## Task details
Give every line of the data again, unchanged, but with no pictures.
+-------+
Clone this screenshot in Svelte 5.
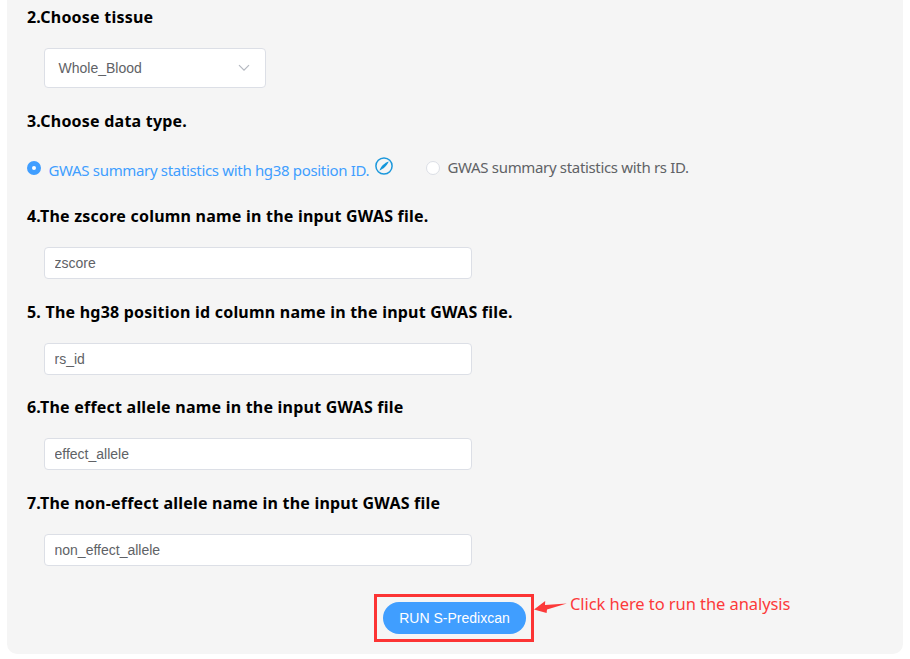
<script>
  const fields = [
    { title: '4.The zscore column name in the input GWAS file.', value: 'zscore' },
    { title: '5. The hg38 position id column name in the input GWAS file.', value: 'rs_id' },
    { title: '6.The effect allele name in the input GWAS file', value: 'effect_allele' },
    { title: '7.The non-effect allele name in the input GWAS file', value: 'non_effect_allele' }
  ];
</script>

<main class="panel">
  <h3>2.Choose tissue</h3>
  <div class="select">
    <span>Whole_Blood</span>
    <svg width="12" height="8" viewBox="0 0 12 8"><path d="M1 1.2 6 6.2 11 1.2" fill="none" stroke="#b4b8c0" stroke-width="1.2" /></svg>
  </div>

  <h3 class="type">3.Choose data type.</h3>
  <div class="radios">
    <div class="radio checked">
      <i class="dot"></i>
      <span class="label">GWAS summary statistics with hg38 position ID.</span>
      <svg class="compass" width="18" height="18" viewBox="0 0 18 18">
        <circle cx="9" cy="9" r="8.1" fill="none" stroke="#1c98dc" stroke-width="1.5" />
        <path d="M13.6 4.4C12.2 4.6 9.4 6.6 7.9 8.1 6.3 9.8 5 12 4.5 13.5 6 13 8.3 11.7 9.9 10.1 11.4 8.5 13.4 5.8 13.6 4.4Z" fill="#1296db" />
      </svg>
    </div>
    <div class="radio">
      <i class="dot"></i>
      <span class="label">GWAS summary statistics with rs ID.</span>
    </div>
  </div>

  {#each fields as field}
    <section>
      <h3>{field.title}</h3>
      <input type="text" value={field.value} />
    </section>
  {/each}

  <footer>
    <div class="frame"><button>RUN S-Predixcan</button></div>
    <svg class="arrow" width="34" height="14" viewBox="0 0 34 14"><path d="M0 9.4 11.2 1 11 4.9 32.8 3.4 13 9.4 12.6 12.9Z" fill="#fc3a3a" /></svg>
    <span class="hint">Click here to run the analysis</span>
  </footer>
</main>

<style>
  :global(body) { background: #fff; overflow: hidden; }
  .panel {
    box-sizing: border-box;
    width: 896px;
    height: 654px;
    margin-left: 7px;
    padding: 6px 20px 0;
    background: #f5f5f5;
    border-radius: 0 0 10px 10px;
    font-family: "Noto Sans", "Open Sans", sans-serif;
  }
  h3 {
    margin: 0;
    font-size: 16px;
    line-height: 22px;
    font-weight: 700;
    letter-spacing: 0.22px;
    color: #000;
    white-space: nowrap;
  }
  .select {
    box-sizing: border-box;
    display: flex;
    align-items: center;
    justify-content: space-between;
    width: 222px;
    height: 40px;
    margin: 20px 0 22px 17px;
    padding: 0 15px 0 13.5px;
    border: 1px solid #dcdfe6;
    border-radius: 4px;
    background: #fff;
    color: #606266;
    font: 14px "Liberation Sans", Arial, sans-serif;
  }
  .radios {
    display: flex;
    height: 73px;
    padding-top: 20px;
    box-sizing: border-box;
  }
  .radio {
    display: flex;
    align-items: flex-start;
    color: #606266;
    font-size: 15px;
    line-height: 22px;
    letter-spacing: -0.33px;
    white-space: nowrap;
  }
  .dot {
    box-sizing: border-box;
    flex: none;
    width: 14px;
    height: 14px;
    margin: 9px 7.5px 0 0;
    border: 1px solid #dcdfe6;
    border-radius: 50%;
    background: #fff;
  }
  .label { margin-top: 4px; }
  .checked { width: 399px; color: #409eff; }
  .checked .dot { border: 5px solid #409eff; }
  .checked .label { margin-top: 7px; }
  .compass { margin: 5px 0 0 5.5px; }
  section { margin-bottom: 21.5px; }
  input {
    box-sizing: border-box;
    display: block;
    width: 428px;
    height: 32px;
    margin: 20px 0 0 17px;
    padding: 0 9.5px;
    border: 1px solid #dcdfe6;
    border-radius: 4px;
    background: #fff;
    color: #606266;
    font: 14px "Liberation Sans", Arial, sans-serif;
    outline: none;
  }
  footer {
    display: flex;
    align-items: flex-start;
    height: 48px;
    margin: 28px 0 0 347px;
  }
  .frame {
    box-sizing: border-box;
    width: 160px;
    height: 48px;
    padding: 5px 6px;
    border: 3px solid #fc3434;
  }
  button {
    display: block;
    width: 143px;
    height: 32px;
    padding: 0;
    border: 0;
    border-radius: 16px;
    background: #409eff;
    color: #fff;
    font: 14px "Liberation Sans", Arial, sans-serif;
  }
  .arrow { margin-top: 6px; }
  .hint {
    margin: -1px 0 0 2px;
    color: #fc3a3a;
    font-size: 16.5px;
    line-height: 22px;
    letter-spacing: -0.07px;
    white-space: nowrap;
  }
</style>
+-------+
## Answer for the task
Clone this screenshot in Svelte 5.
<script>
  const fields = [
    { title: '4.The zscore column name in the input GWAS file.', value: 'zscore' },
    { title: '5. The hg38 position id column name in the input GWAS file.', value: 'rs_id' },
    { title: '6.The effect allele name in the input GWAS file', value: 'effect_allele' },
    { title: '7.The non-effect allele name in the input GWAS file', value: 'non_effect_allele' }
  ];
</script>

<main class="panel">
  <h3>2.Choose tissue</h3>
  <div class="select">
    <span>Whole_Blood</span>
    <svg width="12" height="8" viewBox="0 0 12 8"><path d="M1 1.2 6 6.2 11 1.2" fill="none" stroke="#b4b8c0" stroke-width="1.2" /></svg>
  </div>

  <h3 class="type">3.Choose data type.</h3>
  <div class="radios">
    <div class="radio checked">
      <i class="dot"></i>
      <span class="label">GWAS summary statistics with hg38 position ID.</span>
      <svg class="compass" width="18" height="18" viewBox="0 0 18 18">
        <circle cx="9" cy="9" r="8.1" fill="none" stroke="#1c98dc" stroke-width="1.5" />
        <path d="M13.6 4.4C12.2 4.6 9.4 6.6 7.9 8.1 6.3 9.8 5 12 4.5 13.5 6 13 8.3 11.7 9.9 10.1 11.4 8.5 13.4 5.8 13.6 4.4Z" fill="#1296db" />
      </svg>
    </div>
    <div class="radio">
      <i class="dot"></i>
      <span class="label">GWAS summary statistics with rs ID.</span>
    </div>
  </div>

  {#each fields as field}
    <section>
      <h3>{field.title}</h3>
      <input type="text" value={field.value} />
    </section>
  {/each}

  <footer>
    <div class="frame"><button>RUN S-Predixcan</button></div>
    <svg class="arrow" width="34" height="14" viewBox="0 0 34 14"><path d="M0 9.4 11.2 1 11 4.9 32.8 3.4 13 9.4 12.6 12.9Z" fill="#fc3a3a" /></svg>
    <span class="hint">Click here to run the analysis</span>
  </footer>
</main>

<style>
  :global(body) { background: #fff; overflow: hidden; }
  .panel {
    box-sizing: border-box;
    width: 896px;
    height: 654px;
    margin-left: 7px;
    padding: 6px 20px 0;
    background: #f5f5f5;
    border-radius: 0 0 10px 10px;
    font-family: "Noto Sans", "Open Sans", sans-serif;
  }
  h3 {
    margin: 0;
    font-size: 16px;
    line-height: 22px;
    font-weight: 700;
    letter-spacing: 0.22px;
    color: #000;
    white-space: nowrap;
  }
  .select {
    box-sizing: border-box;
    display: flex;
    align-items: center;
    justify-content: space-between;
    width: 222px;
    height: 40px;
    margin: 20px 0 22px 17px;
    padding: 0 15px 0 13.5px;
    border: 1px solid #dcdfe6;
    border-radius: 4px;
    background: #fff;
    color: #606266;
    font: 14px "Liberation Sans", Arial, sans-serif;
  }
  .radios {
    display: flex;
    height: 73px;
    padding-top: 20px;
    box-sizing: border-box;
  }
  .radio {
    display: flex;
    align-items: flex-start;
    color: #606266;
    font-size: 15px;
    line-height: 22px;
    letter-spacing: -0.33px;
    white-space: nowrap;
  }
  .dot {
    box-sizing: border-box;
    flex: none;
    width: 14px;
    height: 14px;
    margin: 9px 7.5px 0 0;
    border: 1px solid #dcdfe6;
    border-radius: 50%;
    background: #fff;
  }
  .label { margin-top: 4px; }
  .checked { width: 399px; color: #409eff; }
  .checked .dot { border: 5px solid #409eff; }
  .checked .label { margin-top: 7px; }
  .compass { margin: 5px 0 0 5.5px; }
  section { margin-bottom: 21.5px; }
  input {
    box-sizing: border-box;
    display: block;
    width: 428px;
    height: 32px;
    margin: 20px 0 0 17px;
    padding: 0 9.5px;
    border: 1px solid #dcdfe6;
    border-radius: 4px;
    background: #fff;
    color: #606266;
    font: 14px "Liberation Sans", Arial, sans-serif;
    outline: none;
  }
  footer {
    display: flex;
    align-items: flex-start;
    height: 48px;
    margin: 28px 0 0 347px;
  }
  .frame {
    box-sizing: border-box;
    width: 160px;
    height: 48px;
    padding: 5px 6px;
    border: 3px solid #fc3434;
  }
  button {
    display: block;
    width: 143px;
    height: 32px;
    padding: 0;
    border: 0;
    border-radius: 16px;
    background: #409eff;
    color: #fff;
    font: 14px "Liberation Sans", Arial, sans-serif;
  }
  .arrow { margin-top: 6px; }
  .hint {
    margin: -1px 0 0 2px;
    color: #fc3a3a;
    font-size: 16.5px;
    line-height: 22px;
    letter-spacing: -0.07px;
    white-space: nowrap;
  }
</style>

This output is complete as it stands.